### The request
Copy out, from the entries below, each line holding the string "index".

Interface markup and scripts
——
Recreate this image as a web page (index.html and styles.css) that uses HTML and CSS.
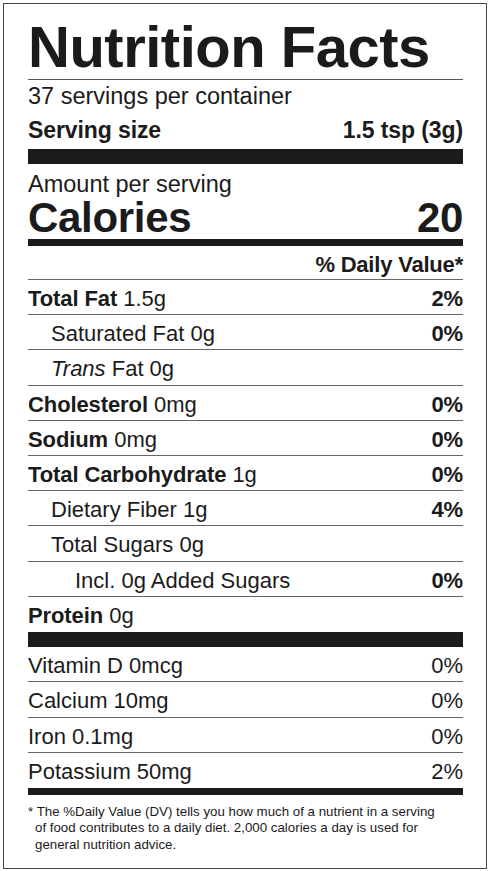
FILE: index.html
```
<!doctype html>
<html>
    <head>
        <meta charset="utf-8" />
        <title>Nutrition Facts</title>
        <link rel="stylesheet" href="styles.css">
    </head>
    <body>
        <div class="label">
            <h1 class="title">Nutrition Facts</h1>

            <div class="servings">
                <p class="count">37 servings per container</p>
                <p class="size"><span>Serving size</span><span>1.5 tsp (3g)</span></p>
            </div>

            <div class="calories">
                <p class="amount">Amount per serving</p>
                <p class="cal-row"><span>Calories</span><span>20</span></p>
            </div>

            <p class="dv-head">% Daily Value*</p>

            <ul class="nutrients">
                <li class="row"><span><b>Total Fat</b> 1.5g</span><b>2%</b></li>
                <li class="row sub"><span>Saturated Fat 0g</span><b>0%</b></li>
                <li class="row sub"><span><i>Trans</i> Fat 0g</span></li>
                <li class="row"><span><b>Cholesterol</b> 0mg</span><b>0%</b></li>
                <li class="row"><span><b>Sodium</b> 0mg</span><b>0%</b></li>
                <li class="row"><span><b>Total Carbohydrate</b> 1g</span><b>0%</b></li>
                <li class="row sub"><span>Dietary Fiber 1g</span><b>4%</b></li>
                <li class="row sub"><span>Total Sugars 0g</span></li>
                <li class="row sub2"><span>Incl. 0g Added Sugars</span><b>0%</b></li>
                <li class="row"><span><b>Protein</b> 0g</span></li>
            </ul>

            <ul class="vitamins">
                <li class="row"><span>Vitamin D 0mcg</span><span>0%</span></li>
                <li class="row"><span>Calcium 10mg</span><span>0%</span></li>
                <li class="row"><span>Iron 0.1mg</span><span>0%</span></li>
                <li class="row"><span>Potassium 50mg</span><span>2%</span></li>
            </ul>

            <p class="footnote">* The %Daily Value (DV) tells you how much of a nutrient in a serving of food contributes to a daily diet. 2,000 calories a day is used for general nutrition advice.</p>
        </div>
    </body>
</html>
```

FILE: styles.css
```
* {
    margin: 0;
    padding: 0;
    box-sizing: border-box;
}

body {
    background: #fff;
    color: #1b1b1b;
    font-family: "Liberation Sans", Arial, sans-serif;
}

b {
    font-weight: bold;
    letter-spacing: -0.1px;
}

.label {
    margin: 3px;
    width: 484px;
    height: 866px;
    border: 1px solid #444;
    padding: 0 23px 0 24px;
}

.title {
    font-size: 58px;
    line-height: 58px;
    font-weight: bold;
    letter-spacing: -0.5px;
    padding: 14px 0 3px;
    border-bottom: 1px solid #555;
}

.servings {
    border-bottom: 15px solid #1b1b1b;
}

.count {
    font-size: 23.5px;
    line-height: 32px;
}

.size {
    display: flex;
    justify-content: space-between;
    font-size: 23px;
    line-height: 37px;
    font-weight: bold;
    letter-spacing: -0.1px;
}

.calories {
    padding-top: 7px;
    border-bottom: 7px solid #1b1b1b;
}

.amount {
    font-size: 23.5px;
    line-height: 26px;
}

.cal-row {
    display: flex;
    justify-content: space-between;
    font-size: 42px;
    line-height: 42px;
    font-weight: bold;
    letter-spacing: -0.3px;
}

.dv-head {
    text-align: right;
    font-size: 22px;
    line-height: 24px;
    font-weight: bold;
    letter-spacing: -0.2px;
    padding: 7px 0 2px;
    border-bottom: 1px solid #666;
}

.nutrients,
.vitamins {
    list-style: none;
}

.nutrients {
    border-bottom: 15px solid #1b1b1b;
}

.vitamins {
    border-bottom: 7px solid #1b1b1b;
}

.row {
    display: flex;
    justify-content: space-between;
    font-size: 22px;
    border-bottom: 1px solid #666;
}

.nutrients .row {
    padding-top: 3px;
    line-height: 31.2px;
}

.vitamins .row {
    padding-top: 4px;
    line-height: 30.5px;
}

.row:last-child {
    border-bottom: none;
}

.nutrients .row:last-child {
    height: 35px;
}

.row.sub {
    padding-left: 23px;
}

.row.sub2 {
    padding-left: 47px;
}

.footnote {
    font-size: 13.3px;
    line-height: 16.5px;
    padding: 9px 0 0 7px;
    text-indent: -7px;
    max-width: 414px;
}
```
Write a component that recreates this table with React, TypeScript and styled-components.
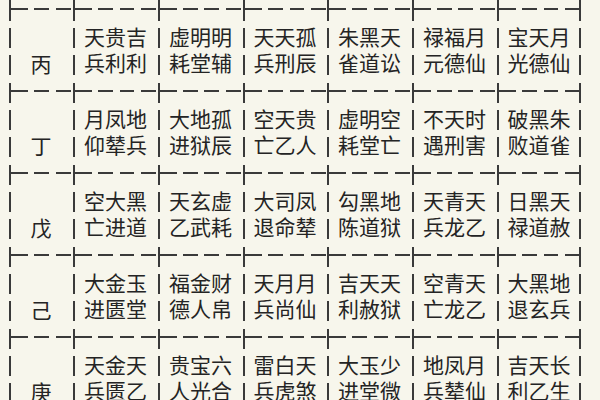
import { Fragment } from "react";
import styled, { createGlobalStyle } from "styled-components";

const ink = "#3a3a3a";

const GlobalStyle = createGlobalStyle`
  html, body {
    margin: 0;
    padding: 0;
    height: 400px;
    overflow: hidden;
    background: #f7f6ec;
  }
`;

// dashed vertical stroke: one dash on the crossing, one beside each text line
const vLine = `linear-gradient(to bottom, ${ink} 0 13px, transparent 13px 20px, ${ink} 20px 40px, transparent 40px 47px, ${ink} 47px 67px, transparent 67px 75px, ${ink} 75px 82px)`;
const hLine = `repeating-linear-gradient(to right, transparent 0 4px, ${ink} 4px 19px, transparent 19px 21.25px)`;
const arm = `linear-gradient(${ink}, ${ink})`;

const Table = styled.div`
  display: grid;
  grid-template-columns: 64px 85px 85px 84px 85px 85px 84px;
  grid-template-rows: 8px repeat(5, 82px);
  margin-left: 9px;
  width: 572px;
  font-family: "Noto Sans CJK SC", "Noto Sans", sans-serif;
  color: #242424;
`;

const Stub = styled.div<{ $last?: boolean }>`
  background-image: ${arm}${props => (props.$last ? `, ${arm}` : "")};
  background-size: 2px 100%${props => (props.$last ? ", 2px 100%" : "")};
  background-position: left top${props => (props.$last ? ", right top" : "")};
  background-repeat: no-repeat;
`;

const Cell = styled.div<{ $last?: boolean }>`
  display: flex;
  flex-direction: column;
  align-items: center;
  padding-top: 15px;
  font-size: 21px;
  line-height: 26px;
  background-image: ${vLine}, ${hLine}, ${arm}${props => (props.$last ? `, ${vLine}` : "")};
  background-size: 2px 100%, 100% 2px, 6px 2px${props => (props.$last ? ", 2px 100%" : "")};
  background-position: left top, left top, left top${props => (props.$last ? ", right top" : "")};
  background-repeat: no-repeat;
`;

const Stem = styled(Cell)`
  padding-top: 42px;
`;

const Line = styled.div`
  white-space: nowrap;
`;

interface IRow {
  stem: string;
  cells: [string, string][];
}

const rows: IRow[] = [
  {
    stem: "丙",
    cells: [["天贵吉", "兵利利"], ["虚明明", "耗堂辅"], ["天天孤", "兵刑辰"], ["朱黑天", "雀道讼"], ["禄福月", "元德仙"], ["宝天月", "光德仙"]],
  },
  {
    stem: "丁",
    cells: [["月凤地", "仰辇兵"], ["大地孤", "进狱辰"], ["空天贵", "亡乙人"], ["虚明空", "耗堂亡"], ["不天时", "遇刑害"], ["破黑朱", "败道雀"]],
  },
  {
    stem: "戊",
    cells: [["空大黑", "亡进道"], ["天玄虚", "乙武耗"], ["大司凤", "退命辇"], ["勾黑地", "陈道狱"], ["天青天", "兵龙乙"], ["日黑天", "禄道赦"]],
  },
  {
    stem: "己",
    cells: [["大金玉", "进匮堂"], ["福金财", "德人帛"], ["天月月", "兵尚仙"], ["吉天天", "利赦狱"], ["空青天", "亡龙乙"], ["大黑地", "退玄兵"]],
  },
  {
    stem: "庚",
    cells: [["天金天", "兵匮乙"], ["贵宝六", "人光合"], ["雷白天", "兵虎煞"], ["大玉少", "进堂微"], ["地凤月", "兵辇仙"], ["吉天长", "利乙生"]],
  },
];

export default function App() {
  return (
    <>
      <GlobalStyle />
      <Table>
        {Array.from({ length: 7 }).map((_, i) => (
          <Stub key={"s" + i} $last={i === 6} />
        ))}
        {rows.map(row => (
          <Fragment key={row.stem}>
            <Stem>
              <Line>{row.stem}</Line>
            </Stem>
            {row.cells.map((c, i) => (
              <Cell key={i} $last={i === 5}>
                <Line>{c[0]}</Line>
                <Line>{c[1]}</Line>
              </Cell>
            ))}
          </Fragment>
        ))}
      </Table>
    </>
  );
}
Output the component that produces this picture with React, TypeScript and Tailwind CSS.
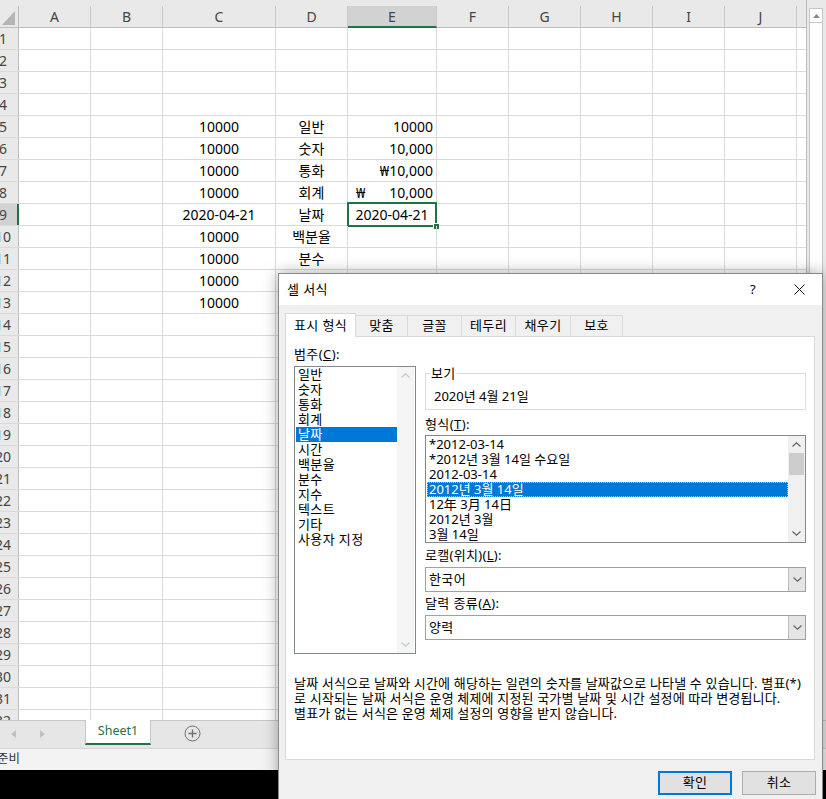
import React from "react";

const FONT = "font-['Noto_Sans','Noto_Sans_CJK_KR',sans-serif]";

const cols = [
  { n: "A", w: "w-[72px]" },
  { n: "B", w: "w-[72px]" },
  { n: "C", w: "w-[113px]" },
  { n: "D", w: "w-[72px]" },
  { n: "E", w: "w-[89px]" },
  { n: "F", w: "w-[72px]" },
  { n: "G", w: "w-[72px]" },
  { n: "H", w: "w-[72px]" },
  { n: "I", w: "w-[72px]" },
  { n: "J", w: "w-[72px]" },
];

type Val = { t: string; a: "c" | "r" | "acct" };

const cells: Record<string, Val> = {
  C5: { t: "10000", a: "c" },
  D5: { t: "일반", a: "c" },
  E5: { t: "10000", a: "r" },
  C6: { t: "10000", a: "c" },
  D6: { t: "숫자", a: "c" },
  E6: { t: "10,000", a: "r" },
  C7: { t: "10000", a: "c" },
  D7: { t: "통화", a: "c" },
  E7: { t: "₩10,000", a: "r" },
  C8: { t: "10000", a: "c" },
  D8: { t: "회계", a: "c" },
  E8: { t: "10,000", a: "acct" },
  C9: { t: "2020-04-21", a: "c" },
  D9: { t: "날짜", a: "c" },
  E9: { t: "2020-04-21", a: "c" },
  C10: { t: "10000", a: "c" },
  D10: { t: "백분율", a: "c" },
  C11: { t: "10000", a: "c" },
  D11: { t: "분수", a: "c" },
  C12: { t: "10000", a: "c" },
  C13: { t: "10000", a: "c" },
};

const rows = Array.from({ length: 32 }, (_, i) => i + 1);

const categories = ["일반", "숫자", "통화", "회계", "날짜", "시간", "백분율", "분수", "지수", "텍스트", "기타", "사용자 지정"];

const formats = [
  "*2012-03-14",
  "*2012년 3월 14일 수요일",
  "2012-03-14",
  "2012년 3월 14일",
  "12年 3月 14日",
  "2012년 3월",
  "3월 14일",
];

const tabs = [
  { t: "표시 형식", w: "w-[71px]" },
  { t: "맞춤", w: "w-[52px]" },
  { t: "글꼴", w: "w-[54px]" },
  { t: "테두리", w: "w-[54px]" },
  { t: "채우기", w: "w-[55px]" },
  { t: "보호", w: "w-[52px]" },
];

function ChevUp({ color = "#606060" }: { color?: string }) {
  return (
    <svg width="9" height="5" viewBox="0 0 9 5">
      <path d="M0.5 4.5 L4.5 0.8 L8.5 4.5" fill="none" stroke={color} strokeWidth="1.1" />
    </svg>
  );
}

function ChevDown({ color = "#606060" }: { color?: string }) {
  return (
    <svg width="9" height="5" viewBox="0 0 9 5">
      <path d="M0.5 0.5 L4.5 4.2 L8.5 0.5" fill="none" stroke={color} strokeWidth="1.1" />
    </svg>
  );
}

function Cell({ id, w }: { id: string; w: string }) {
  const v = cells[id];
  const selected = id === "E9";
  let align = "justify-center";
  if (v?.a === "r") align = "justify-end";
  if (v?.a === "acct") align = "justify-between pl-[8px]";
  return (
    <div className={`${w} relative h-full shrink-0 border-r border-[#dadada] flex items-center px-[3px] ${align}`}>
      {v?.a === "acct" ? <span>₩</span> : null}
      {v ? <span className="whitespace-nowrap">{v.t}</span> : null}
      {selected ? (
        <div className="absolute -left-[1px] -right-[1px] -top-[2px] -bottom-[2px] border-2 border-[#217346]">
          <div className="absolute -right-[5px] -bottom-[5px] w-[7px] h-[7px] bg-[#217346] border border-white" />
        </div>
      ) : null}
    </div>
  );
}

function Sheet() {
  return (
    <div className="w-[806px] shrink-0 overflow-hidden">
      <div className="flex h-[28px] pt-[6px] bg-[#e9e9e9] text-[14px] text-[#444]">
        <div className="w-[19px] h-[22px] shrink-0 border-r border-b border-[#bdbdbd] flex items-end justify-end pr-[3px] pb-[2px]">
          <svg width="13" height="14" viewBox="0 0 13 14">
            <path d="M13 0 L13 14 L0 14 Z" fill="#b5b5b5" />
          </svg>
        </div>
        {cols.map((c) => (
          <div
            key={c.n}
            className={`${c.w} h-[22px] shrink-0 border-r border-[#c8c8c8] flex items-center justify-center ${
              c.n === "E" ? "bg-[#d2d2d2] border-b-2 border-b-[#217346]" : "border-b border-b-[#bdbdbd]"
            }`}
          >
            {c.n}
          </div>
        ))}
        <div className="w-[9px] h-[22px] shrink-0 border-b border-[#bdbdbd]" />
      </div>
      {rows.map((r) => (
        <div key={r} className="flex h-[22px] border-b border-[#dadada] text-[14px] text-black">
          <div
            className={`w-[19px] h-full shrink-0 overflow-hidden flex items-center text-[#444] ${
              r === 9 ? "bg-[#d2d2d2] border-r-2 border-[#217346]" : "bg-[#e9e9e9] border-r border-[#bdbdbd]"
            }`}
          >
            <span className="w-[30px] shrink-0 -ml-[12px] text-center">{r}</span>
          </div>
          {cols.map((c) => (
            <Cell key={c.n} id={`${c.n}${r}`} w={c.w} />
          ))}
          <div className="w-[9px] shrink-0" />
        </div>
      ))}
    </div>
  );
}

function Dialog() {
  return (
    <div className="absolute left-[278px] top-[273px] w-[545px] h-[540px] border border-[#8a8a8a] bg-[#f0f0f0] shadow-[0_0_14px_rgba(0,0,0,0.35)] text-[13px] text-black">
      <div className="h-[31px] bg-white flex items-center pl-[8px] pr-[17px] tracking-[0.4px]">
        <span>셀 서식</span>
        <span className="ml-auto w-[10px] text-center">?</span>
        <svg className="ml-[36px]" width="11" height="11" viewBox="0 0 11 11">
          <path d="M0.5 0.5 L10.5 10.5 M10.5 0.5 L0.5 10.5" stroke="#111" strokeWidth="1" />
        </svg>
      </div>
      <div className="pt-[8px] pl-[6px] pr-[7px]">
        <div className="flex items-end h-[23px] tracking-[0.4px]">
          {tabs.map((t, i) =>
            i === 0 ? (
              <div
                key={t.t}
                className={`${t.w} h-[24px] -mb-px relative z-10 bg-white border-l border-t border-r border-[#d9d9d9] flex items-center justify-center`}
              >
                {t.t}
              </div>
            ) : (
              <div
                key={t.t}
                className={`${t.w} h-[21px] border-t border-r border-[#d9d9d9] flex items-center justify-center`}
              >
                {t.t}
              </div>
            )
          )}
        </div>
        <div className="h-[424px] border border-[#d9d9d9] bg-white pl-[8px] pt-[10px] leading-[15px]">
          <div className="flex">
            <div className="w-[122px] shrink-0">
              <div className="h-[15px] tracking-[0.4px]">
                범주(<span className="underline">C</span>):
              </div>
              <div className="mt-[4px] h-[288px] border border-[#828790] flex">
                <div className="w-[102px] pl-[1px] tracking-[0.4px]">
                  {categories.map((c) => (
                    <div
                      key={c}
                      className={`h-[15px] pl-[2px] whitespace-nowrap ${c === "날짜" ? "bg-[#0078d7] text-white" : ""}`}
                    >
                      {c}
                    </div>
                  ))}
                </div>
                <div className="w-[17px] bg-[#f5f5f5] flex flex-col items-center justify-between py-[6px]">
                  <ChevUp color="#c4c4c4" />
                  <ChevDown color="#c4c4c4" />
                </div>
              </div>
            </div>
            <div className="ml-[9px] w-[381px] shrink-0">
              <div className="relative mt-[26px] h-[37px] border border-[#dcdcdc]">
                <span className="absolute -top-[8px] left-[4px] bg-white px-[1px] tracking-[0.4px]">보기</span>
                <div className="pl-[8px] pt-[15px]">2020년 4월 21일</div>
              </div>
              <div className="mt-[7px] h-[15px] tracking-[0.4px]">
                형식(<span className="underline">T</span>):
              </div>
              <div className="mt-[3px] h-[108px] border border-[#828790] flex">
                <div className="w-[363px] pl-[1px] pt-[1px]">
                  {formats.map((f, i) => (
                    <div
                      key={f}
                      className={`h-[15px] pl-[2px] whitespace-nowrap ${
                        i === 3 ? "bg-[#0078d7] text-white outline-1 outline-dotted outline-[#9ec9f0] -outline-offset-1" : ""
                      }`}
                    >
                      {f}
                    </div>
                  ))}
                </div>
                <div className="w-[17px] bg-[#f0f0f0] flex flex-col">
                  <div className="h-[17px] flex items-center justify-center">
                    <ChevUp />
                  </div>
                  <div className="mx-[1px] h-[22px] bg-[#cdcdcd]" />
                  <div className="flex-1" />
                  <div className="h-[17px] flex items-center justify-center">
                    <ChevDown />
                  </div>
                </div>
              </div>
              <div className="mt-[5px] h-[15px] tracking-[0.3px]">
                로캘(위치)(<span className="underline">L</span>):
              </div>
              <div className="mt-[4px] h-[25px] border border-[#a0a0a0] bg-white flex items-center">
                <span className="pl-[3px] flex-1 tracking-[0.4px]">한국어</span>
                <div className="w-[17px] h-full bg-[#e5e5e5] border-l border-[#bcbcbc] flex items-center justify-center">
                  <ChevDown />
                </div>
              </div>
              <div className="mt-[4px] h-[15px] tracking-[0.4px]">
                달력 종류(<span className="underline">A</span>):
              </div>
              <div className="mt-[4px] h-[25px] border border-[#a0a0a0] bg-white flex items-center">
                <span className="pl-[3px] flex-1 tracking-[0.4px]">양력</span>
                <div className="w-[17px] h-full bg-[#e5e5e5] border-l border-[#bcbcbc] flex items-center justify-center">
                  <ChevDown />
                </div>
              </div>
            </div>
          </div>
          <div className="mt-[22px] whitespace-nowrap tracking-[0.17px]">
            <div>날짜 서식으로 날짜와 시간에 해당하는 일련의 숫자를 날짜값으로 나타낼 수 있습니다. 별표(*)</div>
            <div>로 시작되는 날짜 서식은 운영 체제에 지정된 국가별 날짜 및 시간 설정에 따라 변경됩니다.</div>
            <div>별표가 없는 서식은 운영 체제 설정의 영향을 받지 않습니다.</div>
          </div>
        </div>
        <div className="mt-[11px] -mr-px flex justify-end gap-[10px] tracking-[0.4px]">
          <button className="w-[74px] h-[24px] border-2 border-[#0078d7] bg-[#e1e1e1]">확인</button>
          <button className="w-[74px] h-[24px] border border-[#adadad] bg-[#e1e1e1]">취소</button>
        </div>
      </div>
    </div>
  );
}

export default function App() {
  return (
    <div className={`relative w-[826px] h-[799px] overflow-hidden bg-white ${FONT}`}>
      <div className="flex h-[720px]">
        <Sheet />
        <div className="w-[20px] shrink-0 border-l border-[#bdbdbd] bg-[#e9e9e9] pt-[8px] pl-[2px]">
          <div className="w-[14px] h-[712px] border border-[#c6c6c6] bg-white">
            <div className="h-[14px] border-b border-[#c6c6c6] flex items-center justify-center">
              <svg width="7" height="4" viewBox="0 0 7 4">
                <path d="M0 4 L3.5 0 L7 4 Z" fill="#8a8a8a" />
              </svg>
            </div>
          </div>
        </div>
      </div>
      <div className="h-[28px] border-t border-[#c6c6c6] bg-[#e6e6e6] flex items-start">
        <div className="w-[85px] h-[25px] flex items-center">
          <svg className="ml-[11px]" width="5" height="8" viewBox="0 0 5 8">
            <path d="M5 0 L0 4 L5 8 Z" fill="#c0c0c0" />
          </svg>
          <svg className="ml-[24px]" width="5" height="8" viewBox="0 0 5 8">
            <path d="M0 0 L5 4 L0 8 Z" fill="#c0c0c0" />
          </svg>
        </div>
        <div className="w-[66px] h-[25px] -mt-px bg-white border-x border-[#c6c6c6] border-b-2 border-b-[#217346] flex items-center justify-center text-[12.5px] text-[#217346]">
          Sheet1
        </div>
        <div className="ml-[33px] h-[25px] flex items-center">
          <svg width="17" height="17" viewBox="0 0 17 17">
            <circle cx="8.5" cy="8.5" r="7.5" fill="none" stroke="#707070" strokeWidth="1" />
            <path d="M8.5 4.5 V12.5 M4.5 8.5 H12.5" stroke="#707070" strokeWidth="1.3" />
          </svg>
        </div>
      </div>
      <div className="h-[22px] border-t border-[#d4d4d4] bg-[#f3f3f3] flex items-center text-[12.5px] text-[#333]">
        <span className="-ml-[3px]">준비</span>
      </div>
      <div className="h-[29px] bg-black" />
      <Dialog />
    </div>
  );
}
——
### Complete answer
Recreate this image as a web page (index.html and styles.css) that uses HTML and CSS.
FILE: index.html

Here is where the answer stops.